Correlating - Stacking of Aromatic Diammoniums with Stability and Dimensional Reduction of Dion-Jacobson 2D Perovskites

Dion-Jacobson (DJ) phase 2D perovskites with various aromatic diammonium cations, potentially possessing high stability, have been developed for optoelectronics. However, their stability does not meet initial expectations, and some of them even easily degrade into lower-dimensional structures. Underlying the stability mechanism and dimensional reduction of these DJ 2D perovskites remains elusive. Herein, we report that pi-pi stacking intensity between aromatic cations determines structural stability and dimensional variation of DJ 2D perovskites by investigating nine benzene diammoniums (BDAs)-derived low-dimensional perovskites.

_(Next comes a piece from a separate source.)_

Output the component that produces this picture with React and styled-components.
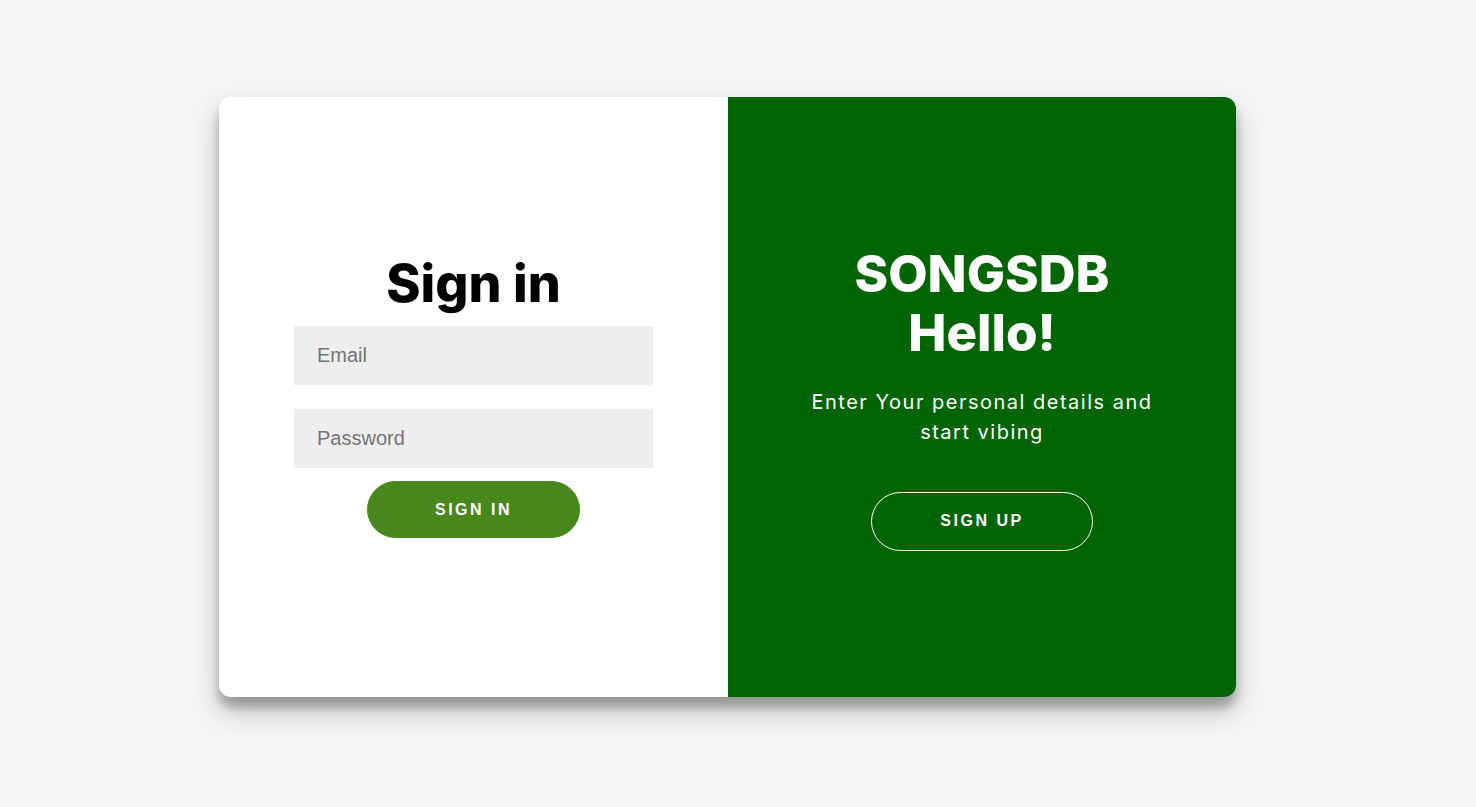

The BDAs without intermolecular pi-pi stacking form stable DJ 2D perovskites, while those showing strong pi-pi stacking tend to generate 1D and 0D architectures. Furthermore, the pi-pi stacking intensity highly relies on molecular symmetry and electrostatic potential of BDAs; namely, asymmetry and small dipole moment facilitate alleviating the pi-pi stacking, leading to the formation of DJ 2D perovskites and vice versa. Our findings establish the relationship of aromatic diammonium structure-pi-pi stacking interaction-perovskite dimensionality, which can guide the design of stable DJ 2D perovskites and the manipulation of perovskite dimensionality for various optoelectronic applications.